The personal roots of Bush’s open-borders treason

Newsweek, in a story about President Bush and the immigration issue, has finally found something for which it can treat the president kindly—his tender-hearted love for his Hispanic nannies, maids, retainers, and clients. It is this deep affection, the article suggests, that is the true source of Bush’s support for Mexican immigration, or, to put it more accurately, his fanatical desire to Hispanicize America. Indeed, from reading Newsweek’s portrayal, you get the feeling, not just that with the Bush clan everything is personal, which we already knew, but that George W.’s fundamental orientation to the world is through a network of patron-client and patron-retainer relationships, organized around his family and his political career, both with Mexican-Americans like Alberto Gonzales, and with such people as Condoleezza Rice, Karen Hughes, and Harriet Miers. The epitome of this Bush clannishness was seen in his nomination of one of those cronies, the totally unqualified Miers, for one of the highest offices in the land, a decision he made on the basis of consultations with several other of his cronies.
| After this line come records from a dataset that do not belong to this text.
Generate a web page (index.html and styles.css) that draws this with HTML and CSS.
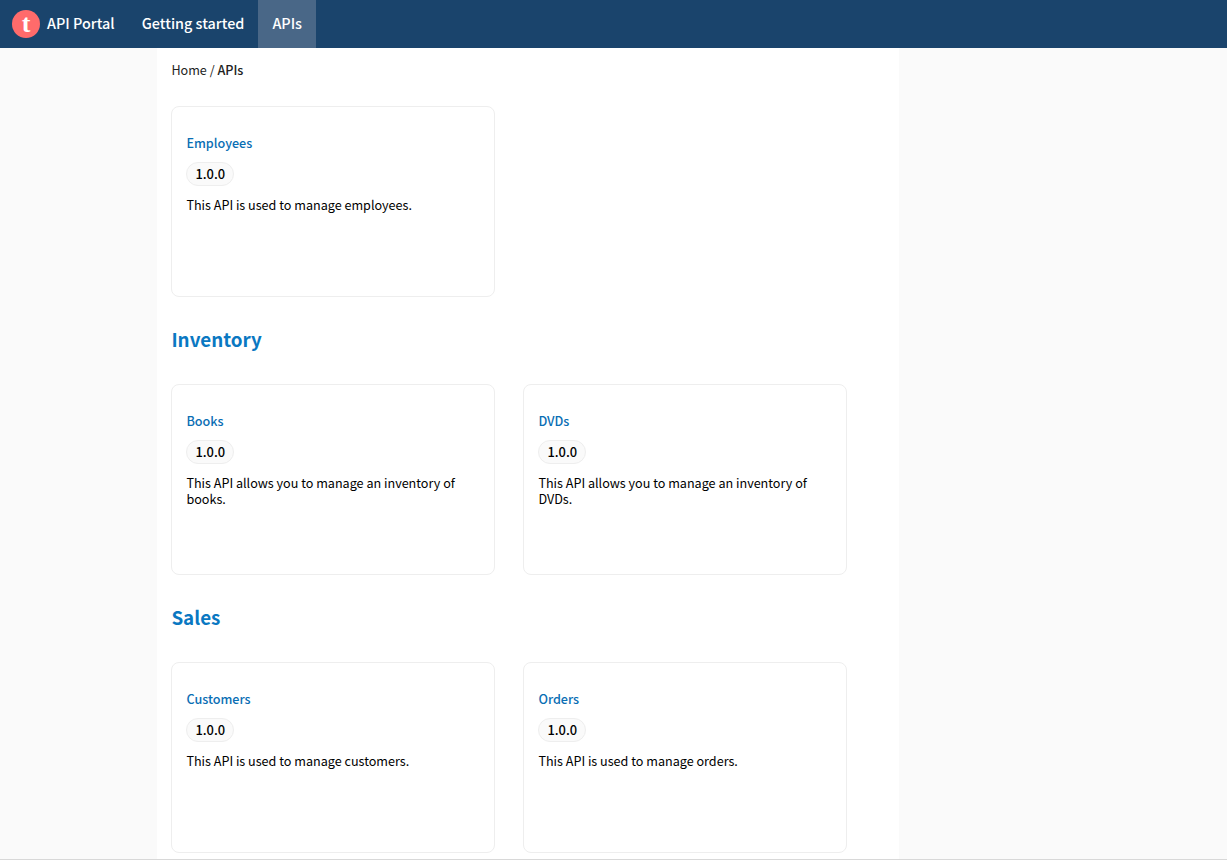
FILE: index.html
```html
<!DOCTYPE html>
<html lang="en">
<head>
<meta charset="utf-8">
<title>API Portal</title>
<link rel="stylesheet" href="styles.css">
</head>
<body>
<nav class="topbar">
  <a class="brand">
    <svg class="logo" width="28" height="28" viewBox="0 0 28 28" aria-hidden="true"><circle cx="14" cy="14" r="14" fill="#ff6b6b"/></svg>
    <span class="logo-t">t</span>
    <span class="nav-label">API Portal</span>
  </a>
  <a class="nav-item"><span class="nav-label">Getting started</span></a>
  <a class="nav-item active"><span class="nav-label">APIs</span></a>
</nav>
<div class="layout">
  <main class="content">
    <div class="crumbs">Home / <b>APIs</b></div>
    <div class="cards">
      <article class="card"><a class="card-title">Employees</a><div><span class="version">1.0.0</span></div><p>This API is used to manage employees.</p></article>
    </div>
    <h2>Inventory</h2>
    <div class="cards">
      <article class="card"><a class="card-title">Books</a><div><span class="version">1.0.0</span></div><p>This API allows you to manage an inventory of books.</p></article>
      <article class="card"><a class="card-title">DVDs</a><div><span class="version">1.0.0</span></div><p>This API allows you to manage an inventory of DVDs.</p></article>
    </div>
    <h2>Sales</h2>
    <div class="cards">
      <article class="card"><a class="card-title">Customers</a><div><span class="version">1.0.0</span></div><p>This API is used to manage customers.</p></article>
      <article class="card"><a class="card-title">Orders</a><div><span class="version">1.0.0</span></div><p>This API is used to manage orders.</p></article>
    </div>
  </main>
</div>
```

FILE: styles.css
```css
* { box-sizing: border-box; }
html, body { margin: 0; height: 100%; overflow: hidden; }
body {
  background: #fafafa;
  color: #000;
  font-family: "Noto Sans CJK SC", "Noto Sans", sans-serif;
  font-size: 12.6px;
  line-height: 16px;
  border-bottom: 1px solid #d8d8d8;
}
.topbar {
  display: flex;
  height: 48px;
  background: #1a446c;
  color: #fff;
  font-size: 14.4px;
  font-weight: 500;
}
.brand {
  position: relative;
  display: flex;
  align-items: center;
  gap: 7px;
  padding: 0 13.2px 0 12px;
}
.logo { display: block; }
.logo-t {
  position: absolute;
  left: 12px;
  width: 28px;
  text-align: center;
  font-family: "Liberation Serif", serif;
  font-weight: 700;
  font-size: 26px;
  line-height: 28px;
  color: #fff;
}
.nav-label { display: block; margin-bottom: 2px; }
.nav-item {
  display: flex;
  align-items: center;
  padding: 0 14px;
}
.nav-item.active { background: #496787; }
.layout { margin-left: 157px; width: 742px; height: 812px; background: #fff; padding: 0 14.4px; }
.crumbs { padding-top: 14px; height: 58px; color: #222; }
.crumbs b { font-weight: 500; }
.cards { display: flex; gap: 28px; }
.card {
  width: 324px;
  height: 191px;
  flex: none;
  padding: 28px 14px 0;
  background: #fff;
  border: 1px solid #eeeeee;
  border-radius: 8px;
}
.card-title { display: block; color: #0a6eb4; font-weight: 500; }
.version {
  display: inline-block;
  margin-top: 11px;
  height: 24px;
  padding: 0 8px;
  background: #fafafa;
  border: 1px solid #eeeeee;
  border-radius: 12px;
  font-size: 12.9px;
  font-weight: 500;
  line-height: 22px;
}
.card p { margin: 11px 0 0; }
h2 {
  margin: 0;
  height: 87px;
  padding-top: 30px;
  color: #0a78c2;
  font-size: 18.8px;
  line-height: 24px;
  font-weight: 700;
}
```
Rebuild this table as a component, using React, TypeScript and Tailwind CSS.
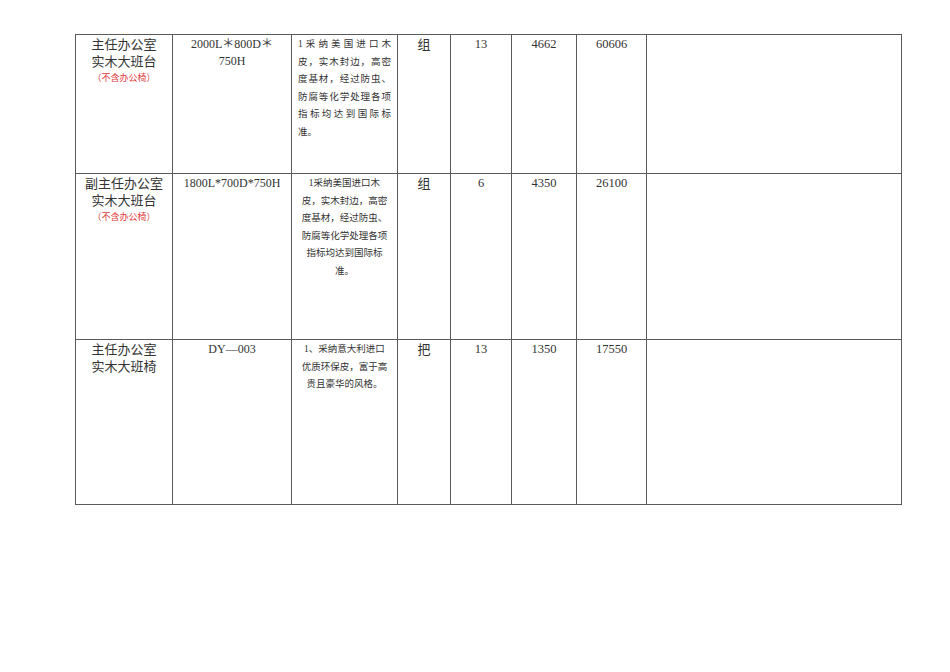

As Howard Sutherland wrote in an insightful comment at VFR, Bush’s experiences of Mexicans and Mexican-Americans, whether as loyal family retainers or as high-rolling amigos from south of the border, are entirely positive, while his experience of his fellow white Americans is ambivalent at best. As Bush sees it, and as he said in Africa, Americans still harbor the same racism that drove slavery, and they have far to go before they get over it, while Mexicans are these fine upstanding brown people whose very presence in America will either cure whites of their racism, or so disempower and marginalize whites that their racism will be made irrelevant. What a perfect merger of the personal and the political! By advancing the folks who just happen to be his favorite people in the whole world, Bush becomes the president who finally defeats American racism!